Which brings me to one of the other unifying themes, and that is, in virtually all of these films and stories, the real "bad guys" turn out not to be the dead, but the living.  Yes; the zombies represent an existential, and omnipresent, menace.  But inevitably, it's panic and internal bickering that prove to be something the survivors cannot overcome.  There is as least as much blood shed by the protagonists as the zombies.

I suppose the writers are saying that, even when confronted with extinction, our innate nature to destroy each other cannot be controlled.

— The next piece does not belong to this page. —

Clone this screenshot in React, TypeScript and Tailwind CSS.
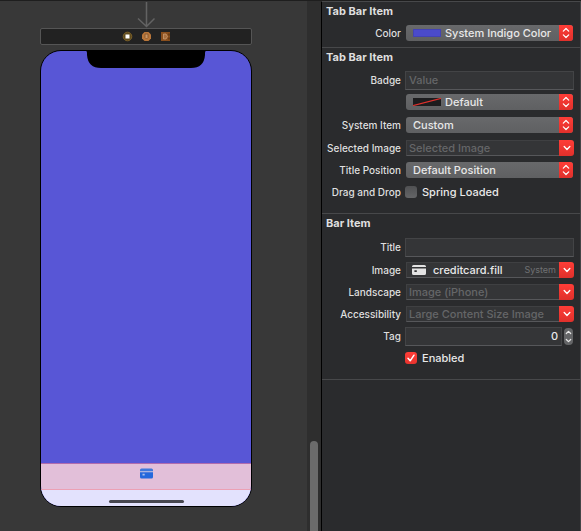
import React from "react";

function CardIcon({ className }: { className: string }) {
  return (
    <svg viewBox="0 0 14 10" className={className} aria-hidden="true">
      <path
        fill="currentColor"
        fillRule="evenodd"
        d="M1.6 0h10.8A1.6 1.6 0 0 1 14 1.6V2H0v-.4A1.6 1.6 0 0 1 1.6 0ZM0 3.4h14v5A1.6 1.6 0 0 1 12.4 10H1.6A1.6 1.6 0 0 1 0 8.400ZM2.400 5.200v1.800h2.400V5.200Z"
      />
    </svg>
  );
}

function TabCardIcon() {
  return (
    <svg viewBox="0 0 13 11" className="h-[11px] w-[13px]" aria-hidden="true">
      <path d="M0 3V2Q0 .5 1.500 .5h10Q13 .5 13 2v1Z" fill="#3f78dc" />
      <path d="M0 3h13v1.200H0Z" fill="#a9b4e0" />
      <path d="M0 4.200h13V9q0 1.500-1.500 1.500h-10Q0 10.500 0 9Z" fill="#2468dc" />
      <path d="M2.500 5.800h2.200v1.800H2.500Z" fill="#a9bdea" />
    </svg>
  );
}

function UpDown({ className }: { className: string }) {
  return (
    <svg viewBox="0 0 8 12" className={className} fill="none" stroke="currentColor" strokeWidth="1.2" strokeLinecap="round" strokeLinejoin="round" aria-hidden="true">
      <path d="M1.300 4.200 4 1.500l2.700 2.700M1.300 7.800 4 10.500l2.700-2.700" />
    </svg>
  );
}

function Section({ title, className = "", children }: { title: string; className?: string; children: React.ReactNode }) {
  return (
    <section className={`border-b border-[#47484a] ${className}`}>
      <h2 className="h-5 pl-1 text-[11px] leading-[18px] font-bold text-[#dfdfdf]">{title}</h2>
      {children}
    </section>
  );
}

function Row({ label, id, tall = false, children }: { label?: string; id?: string; tall?: boolean; children: React.ReactNode }) {
  return (
    <div className={`grid grid-cols-[79px_minmax(0,1fr)] items-center gap-x-1 pr-1.5 ${tall ? "h-6" : "h-[22px]"}`}>
      {label ? (
        <label htmlFor={id} className="text-right text-[10px] leading-4 font-medium whitespace-nowrap text-[#dfdfdf]">
          {label}
        </label>
      ) : (
        <span />
      )}
      {children}
    </div>
  );
}

function Popup({ id, value, name, swatch }: { id: string; value: string; name?: string; swatch?: React.ReactNode }) {
  return (
    <div className="relative mx-px h-4">
      <select
        id={id}
        aria-label={name}
        className={`block h-4 w-full appearance-none rounded-[3px] bg-linear-to-b from-[#68696b] to-[#5f6062] pr-4 text-[11px] leading-4 font-medium text-[#e8e8e8] outline-none ${swatch ? "pl-[39px]" : "pl-[7px]"}`}
      >
        <option>{value}</option>
      </select>
      {swatch}
      <span className="pointer-events-none absolute inset-y-0 right-0 flex w-3.5 items-center justify-center rounded-r-[3px] bg-linear-to-b from-[#ff3d37] to-[#e0302b] text-white">
        <UpDown className="h-3 w-2" />
      </span>
    </div>
  );
}

function Combo({ id, placeholder, value, icon, note }: { id: string; placeholder?: string; value?: string; icon?: React.ReactNode; note?: string }) {
  return (
    <div className="ml-px flex h-4">
      <div className="flex min-w-0 flex-1 items-center border-y border-l border-t-[#3f4042] border-b-[#56575a] border-l-[#3f4042] bg-[#343537]">
        {icon}
        <input
          id={id}
          defaultValue={value}
          placeholder={placeholder}
          className={`h-3.5 w-full min-w-0 flex-1 bg-transparent text-[11px] leading-3.5 font-medium text-[#e8e8e8] outline-none placeholder:text-[#656668] ${icon ? "pl-[7px]" : "pl-0.5"}`}
        />
        {note && <span className="pr-[3px] text-[9px] leading-3.5 text-[#707173]">{note}</span>}
      </div>
      <button
        type="button"
        aria-label="Show choices"
        className="flex w-[15px] items-center justify-center rounded-r-[3px] bg-linear-to-b from-[#ff3d37] to-[#e0302b] text-white"
      >
        <svg viewBox="0 0 8 6" className="h-1.5 w-2" fill="none" stroke="currentColor" strokeWidth="1.4" strokeLinecap="round" strokeLinejoin="round" aria-hidden="true">
          <path d="M1.200 1.600 4 4.400l2.800-2.800" />
        </svg>
      </button>
    </div>
  );
}

const FIELD =
  "h-[19px] w-full min-w-0 border border-[#434446] border-b-[#56575a] bg-[#343537] px-[3px] text-[11px] leading-4 font-medium text-[#e8e8e8] outline-none placeholder:text-[#656668]";

function Tick({ id, label, checked = false }: { id: string; label: string; checked?: boolean }) {
  return (
    <label htmlFor={id} className="flex items-center gap-[5px] text-[11px] leading-4 font-medium text-[#e8e8e8]">
      <span className="relative size-3">
        <input
          id={id}
          type="checkbox"
          defaultChecked={checked}
          className="peer block size-3 appearance-none rounded-[3px] bg-linear-to-b from-[#505153] to-[#646567] checked:from-[#ff3d37] checked:to-[#e8332e]"
        />
        <svg viewBox="0 0 12 12" className="pointer-events-none absolute inset-0 hidden size-3 peer-checked:block" fill="none" stroke="#fff" strokeWidth="1.500" strokeLinecap="round" strokeLinejoin="round" aria-hidden="true">
          <path d="m3 6.300 2.200 2.500L9 3.200" />
        </svg>
      </span>
      {label}
    </label>
  );
}

function Canvas() {
  return (
    <main className="flex min-w-0 flex-1 flex-col overflow-hidden bg-[#383838] pl-10">
      <div className="flex w-[212px] flex-col">
        <svg viewBox="0 0 18 27" className="h-[27px] w-[18px] self-center" fill="none" stroke="#636363" strokeWidth="1.500" aria-hidden="true">
          <path d="M9.500 1v24M1 17.500l8.500 8 8-8" />
        </svg>
        <div className="flex h-[17px] items-center justify-center gap-2 rounded-[2px] border border-[#555] bg-[#222]">
          <svg viewBox="0 0 11 11" className="size-[11px]" aria-label="View controller">
            <circle cx="5.500" cy="5.500" r="4.300" fill="#5d4a1e" stroke="#7b6028" />
            <rect x="3.500" y="3.500" width="4" height="4" fill="#fff" />
          </svg>
          <svg viewBox="0 0 11 11" className="size-[11px]" aria-label="First responder">
            <path d="M3.500 1h4L10 3.500v4L7.500 10h-4L1 7.500v-4Z" fill="#b8763a" />
            <path d="M4 3h3v3.500L5.500 8 4 6.500Z" fill="#c99563" stroke="#80502a" strokeWidth=".8" />
          </svg>
          <svg viewBox="0 0 11 11" className="size-[11px]" aria-label="Exit">
            <rect x="1" y="1" width="9" height="9" fill="#8a4f1d" />
            <path d="M3.500 3H6l1.500 2.500L6 8H3.500Z" fill="#a86f3e" stroke="#c99a70" strokeWidth=".8" />
            <path d="M9 2.500v2M9 6.500v2" stroke="#4a2c12" />
          </svg>
        </div>
        <div className="mt-[5px] flex aspect-[212/457] flex-col overflow-hidden rounded-[21px] border border-black bg-[#5856d6]">
          <div className="flex flex-1 justify-center">
            <svg viewBox="0 0 120 17" className="h-[17px] w-[120px]" aria-hidden="true">
              <path d="M0 0h120q-1 0-1 2v2q-1 13-14 13H15Q2 17 1 4V2Q1 0 0 0Z" />
            </svg>
          </div>
          <div className="flex h-[27px] justify-center border-y border-t-[#b06cae] border-b-[#eca0b4] bg-[#e2bfd9] pt-1">
            <TabCardIcon />
          </div>
          <div className="flex h-4 justify-center bg-[#e3e2fd] pt-2.5">
            <div className="h-[3px] w-[75px] rounded-full bg-[#474750]" />
          </div>
        </div>
      </div>
    </main>
  );
}

export default function App() {
  return (
    <div className="flex h-screen flex-col overflow-hidden border-t border-[#1e1e1e] bg-[#383838] font-['Inter','Liberation_Sans',sans-serif]">
      <div className="flex min-h-0 flex-1">
        <Canvas />
        <div className="flex w-3.5 flex-col justify-end bg-[#2e2e2e] pr-[3px] pl-[3px]">
          <div className="h-[17%] rounded-t-full bg-[#6b6b6b]" />
        </div>
        <aside className="w-[260px] overflow-hidden border-t border-r border-l border-t-[#47484a] border-r-[#444547] border-l-black bg-[#2a2b2d]">
          <Section title="Tab Bar Item" className="pb-[3px]">
            <Row label="Color" id="color">
              <Popup
                id="color"
                value="System Indigo Color"
                swatch={<span className="pointer-events-none absolute top-1 left-[7px] h-2 w-7 border border-[#4343b4] bg-[#4b4bcb]" />}
              />
            </Row>
          </Section>
          <Section title="Tab Bar Item" className="pb-[10px]">
            <div className="pt-px">
              <Row label="Badge" id="badge">
                <input id="badge" placeholder="Value" className={FIELD} />
              </Row>
              <Row>
                <Popup
                  id="badge-color"
                  name="Badge color"
                  value="Default"
                  swatch={
                    <svg viewBox="0 0 28 8" className="pointer-events-none absolute top-1 left-[7px] h-2 w-7" aria-hidden="true">
                      <path d="M0 0h28v8H0Z" fill="#1c1c1e" />
                      <path d="M0 7.600 28 .400" stroke="#e0312d" strokeWidth="1.200" />
                    </svg>
                  }
                />
              </Row>
              <Row label="System Item" id="system-item" tall>
                <Popup id="system-item" value="Custom" />
              </Row>
              <Row label="Selected Image" id="selected-image">
                <Combo id="selected-image" placeholder="Selected Image" />
              </Row>
              <Row label="Title Position" id="title-position">
                <Popup id="title-position" value="Default Position" />
              </Row>
              <Row label="Drag and Drop" id="spring">
                <Tick id="spring" label="Spring Loaded" />
              </Row>
            </div>
          </Section>
          <Section title="Bar Item" className="pb-[10px]">
            <div className="pt-px">
              <Row label="Title" id="title" tall>
                <input id="title" className={FIELD} />
              </Row>
              <Row label="Image" id="image">
                <Combo
                  id="image"
                  value="creditcard.fill"
                  note="System"
                  icon={<CardIcon className="ml-[5px] h-[10px] w-[14px] shrink-0 text-[#e3e3e3]" />}
                />
              </Row>
              <Row label="Landscape" id="landscape">
                <Combo id="landscape" placeholder="Image (iPhone)" />
              </Row>
              <Row label="Accessibility" id="accessibility">
                <Combo id="accessibility" placeholder="Large Content Size Image" />
              </Row>
              <Row label="Tag" id="tag">
                <div className="flex items-center gap-0.5 pr-px">
                  <input id="tag" defaultValue="0" inputMode="numeric" className={`${FIELD} flex-1 text-right`} />
                  <button type="button" aria-label="Change tag" className="flex h-[17px] w-[9px] items-center justify-center rounded-[4px] bg-[#646567] text-[#e8e8e8]">
                    <svg viewBox="0 0 9 17" className="h-[17px] w-[9px] shrink-0" fill="none" stroke="currentColor" strokeWidth="1.200" strokeLinecap="round" strokeLinejoin="round" aria-hidden="true">
                      <path d="m2.300 5.500 2.200-2.200 2.200 2.200M2.300 11.500l2.200 2.200 2.200-2.200" />
                    </svg>
                  </button>
                </div>
              </Row>
              <Row>
                <Tick id="enabled" label="Enabled" checked />
              </Row>
            </div>
          </Section>
        </aside>
      </div>
    </div>
  );
}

Finally, in several of the movies (28 Days in particular), an interesting, quasi-Dr Strangelove question is raised.  Soldiers near Manchester, England have set a sort of trap for survivors, promising food and protection for those who can make it.  It's revealed later that they intend to kill any men who arrive, and have other plans for the women.  The lieutenant, almost apologetically, explains when asked why such a monstrous plan was devised, that he promised his (all male) outfit that he would find some female survivors.
We fight off the infected or we wait until they starve to death... and then whatWhat do nine men do except wait to die themselves? 
In the films, at some point the issue of the value of survival is always raised, though perhaps not so bleakly as that.

It reminds me of the famous tortoise "Lonesome George," the last of his kind, living in the Galapagos Islands.  George, estimated to be between 90 and 100 years of age, is the last Galapagos Giant Tortoise.  Tortoises, for all their charm, and not particularly circumspect, but it's a rather sad idea to imagine that when he inevitably is gone, that's it, since there are no more females of his kind.

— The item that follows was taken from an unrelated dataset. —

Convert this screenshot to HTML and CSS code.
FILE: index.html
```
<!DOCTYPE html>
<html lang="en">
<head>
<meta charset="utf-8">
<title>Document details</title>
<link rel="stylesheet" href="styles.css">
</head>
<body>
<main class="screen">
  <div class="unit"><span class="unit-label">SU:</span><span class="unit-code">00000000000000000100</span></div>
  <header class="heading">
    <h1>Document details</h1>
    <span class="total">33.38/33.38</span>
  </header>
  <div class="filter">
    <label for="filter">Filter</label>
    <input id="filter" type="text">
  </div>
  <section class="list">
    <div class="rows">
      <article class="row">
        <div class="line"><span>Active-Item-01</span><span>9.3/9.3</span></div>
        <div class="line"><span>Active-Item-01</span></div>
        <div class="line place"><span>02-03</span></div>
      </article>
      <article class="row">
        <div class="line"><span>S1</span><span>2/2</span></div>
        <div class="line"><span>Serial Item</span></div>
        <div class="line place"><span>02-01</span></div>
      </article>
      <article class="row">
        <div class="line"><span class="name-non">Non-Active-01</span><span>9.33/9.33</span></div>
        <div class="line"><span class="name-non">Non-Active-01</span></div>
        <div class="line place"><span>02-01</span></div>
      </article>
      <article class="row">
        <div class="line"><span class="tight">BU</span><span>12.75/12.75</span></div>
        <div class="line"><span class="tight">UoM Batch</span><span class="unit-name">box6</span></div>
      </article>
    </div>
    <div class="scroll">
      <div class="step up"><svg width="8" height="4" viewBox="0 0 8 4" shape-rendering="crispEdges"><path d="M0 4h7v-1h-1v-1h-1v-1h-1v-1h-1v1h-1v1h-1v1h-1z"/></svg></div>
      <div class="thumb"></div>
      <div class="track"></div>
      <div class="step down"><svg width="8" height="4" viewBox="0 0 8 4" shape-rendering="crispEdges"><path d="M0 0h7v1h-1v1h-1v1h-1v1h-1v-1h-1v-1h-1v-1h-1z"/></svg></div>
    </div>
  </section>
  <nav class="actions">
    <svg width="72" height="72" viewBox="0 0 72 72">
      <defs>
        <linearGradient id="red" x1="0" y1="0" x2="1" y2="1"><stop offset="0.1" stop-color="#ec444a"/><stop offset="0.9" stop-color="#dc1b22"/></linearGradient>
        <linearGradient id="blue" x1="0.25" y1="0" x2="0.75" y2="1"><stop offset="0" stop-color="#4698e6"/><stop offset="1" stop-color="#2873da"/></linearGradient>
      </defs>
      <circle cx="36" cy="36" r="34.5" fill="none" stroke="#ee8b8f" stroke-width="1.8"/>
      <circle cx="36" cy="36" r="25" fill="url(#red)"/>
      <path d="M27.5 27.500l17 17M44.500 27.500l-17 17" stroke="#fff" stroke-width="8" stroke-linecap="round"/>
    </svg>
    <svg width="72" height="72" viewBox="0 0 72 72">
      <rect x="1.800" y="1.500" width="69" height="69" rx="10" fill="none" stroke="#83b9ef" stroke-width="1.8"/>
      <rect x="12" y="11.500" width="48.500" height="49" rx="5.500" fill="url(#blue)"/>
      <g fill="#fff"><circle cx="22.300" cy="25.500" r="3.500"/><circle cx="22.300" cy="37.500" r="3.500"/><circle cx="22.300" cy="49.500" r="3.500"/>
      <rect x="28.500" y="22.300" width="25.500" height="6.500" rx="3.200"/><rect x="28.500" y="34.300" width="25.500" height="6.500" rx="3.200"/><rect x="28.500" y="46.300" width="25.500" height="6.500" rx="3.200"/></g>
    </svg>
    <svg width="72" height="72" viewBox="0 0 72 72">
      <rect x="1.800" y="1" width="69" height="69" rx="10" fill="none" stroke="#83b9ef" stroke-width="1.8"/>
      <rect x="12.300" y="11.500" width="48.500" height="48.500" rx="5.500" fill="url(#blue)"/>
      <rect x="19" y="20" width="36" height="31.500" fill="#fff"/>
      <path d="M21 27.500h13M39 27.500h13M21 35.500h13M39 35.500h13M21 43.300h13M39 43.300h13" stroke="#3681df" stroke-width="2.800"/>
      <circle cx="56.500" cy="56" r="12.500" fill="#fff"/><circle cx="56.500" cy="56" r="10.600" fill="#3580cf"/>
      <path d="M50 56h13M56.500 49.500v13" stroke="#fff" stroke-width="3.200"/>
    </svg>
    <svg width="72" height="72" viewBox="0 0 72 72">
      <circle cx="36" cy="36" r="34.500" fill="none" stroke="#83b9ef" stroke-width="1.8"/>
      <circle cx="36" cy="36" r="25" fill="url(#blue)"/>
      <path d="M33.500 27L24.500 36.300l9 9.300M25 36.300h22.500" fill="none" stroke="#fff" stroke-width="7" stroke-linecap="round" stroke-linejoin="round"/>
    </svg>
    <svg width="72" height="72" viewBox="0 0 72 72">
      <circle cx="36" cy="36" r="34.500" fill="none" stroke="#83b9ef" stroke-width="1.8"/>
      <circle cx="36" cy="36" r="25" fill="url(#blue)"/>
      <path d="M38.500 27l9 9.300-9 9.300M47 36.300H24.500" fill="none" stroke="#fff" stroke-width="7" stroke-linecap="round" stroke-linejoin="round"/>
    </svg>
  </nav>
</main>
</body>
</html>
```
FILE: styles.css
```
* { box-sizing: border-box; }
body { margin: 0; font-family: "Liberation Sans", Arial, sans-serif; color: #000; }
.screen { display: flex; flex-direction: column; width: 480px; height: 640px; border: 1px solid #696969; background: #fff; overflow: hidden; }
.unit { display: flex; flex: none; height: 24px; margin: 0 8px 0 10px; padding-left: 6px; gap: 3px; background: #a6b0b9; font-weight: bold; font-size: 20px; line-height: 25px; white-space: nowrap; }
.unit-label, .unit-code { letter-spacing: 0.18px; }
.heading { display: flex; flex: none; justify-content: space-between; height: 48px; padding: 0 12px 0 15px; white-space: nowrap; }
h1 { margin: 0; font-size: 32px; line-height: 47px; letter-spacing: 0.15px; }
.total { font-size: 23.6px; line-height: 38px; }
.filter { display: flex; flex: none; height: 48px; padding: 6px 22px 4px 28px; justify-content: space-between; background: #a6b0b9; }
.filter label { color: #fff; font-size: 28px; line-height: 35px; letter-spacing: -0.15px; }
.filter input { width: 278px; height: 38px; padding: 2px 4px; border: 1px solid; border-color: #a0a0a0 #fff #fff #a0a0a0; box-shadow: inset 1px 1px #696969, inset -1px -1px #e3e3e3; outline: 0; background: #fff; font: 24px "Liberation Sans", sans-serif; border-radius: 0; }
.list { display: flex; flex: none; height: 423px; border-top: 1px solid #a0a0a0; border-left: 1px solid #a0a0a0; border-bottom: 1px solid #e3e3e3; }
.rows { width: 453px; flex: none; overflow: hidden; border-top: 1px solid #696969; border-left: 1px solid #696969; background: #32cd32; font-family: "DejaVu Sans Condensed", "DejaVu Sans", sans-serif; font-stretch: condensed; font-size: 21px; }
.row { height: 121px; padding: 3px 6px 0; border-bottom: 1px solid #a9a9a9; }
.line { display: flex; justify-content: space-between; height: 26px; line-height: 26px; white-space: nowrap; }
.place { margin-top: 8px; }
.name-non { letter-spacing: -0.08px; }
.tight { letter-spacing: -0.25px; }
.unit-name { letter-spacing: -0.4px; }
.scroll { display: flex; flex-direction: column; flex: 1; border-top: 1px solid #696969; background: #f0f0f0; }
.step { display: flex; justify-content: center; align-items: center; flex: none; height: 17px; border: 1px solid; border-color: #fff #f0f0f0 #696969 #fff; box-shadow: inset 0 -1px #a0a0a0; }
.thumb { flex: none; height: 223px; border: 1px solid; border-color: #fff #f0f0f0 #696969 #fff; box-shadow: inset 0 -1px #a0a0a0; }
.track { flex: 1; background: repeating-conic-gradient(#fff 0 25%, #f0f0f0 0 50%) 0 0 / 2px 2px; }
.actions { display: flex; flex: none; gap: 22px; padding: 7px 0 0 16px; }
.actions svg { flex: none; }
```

How would human beings react in such a situation?  In 28 Days Later, somewhat violently.

Anyways, Walking Dead returns in about eight weeks.  I'm marking my calendar.

2 comments:

Brian in Oxford said...

Dave,

An easy read if you have a few hours is a book entitled Zombies vs. Nazis. The premise is that RSHA agents travel to the Caribbean to learn how to control zombies, so that they may serve the Führer, thus reducing the loss of Aryan life in battle in the European theatre.

(And of course, high jinx ensue....)

DWBudd said...

Gordo:

sounds a lot like the 1970s era movie "Shock Waves." (Starred Peter Cushing).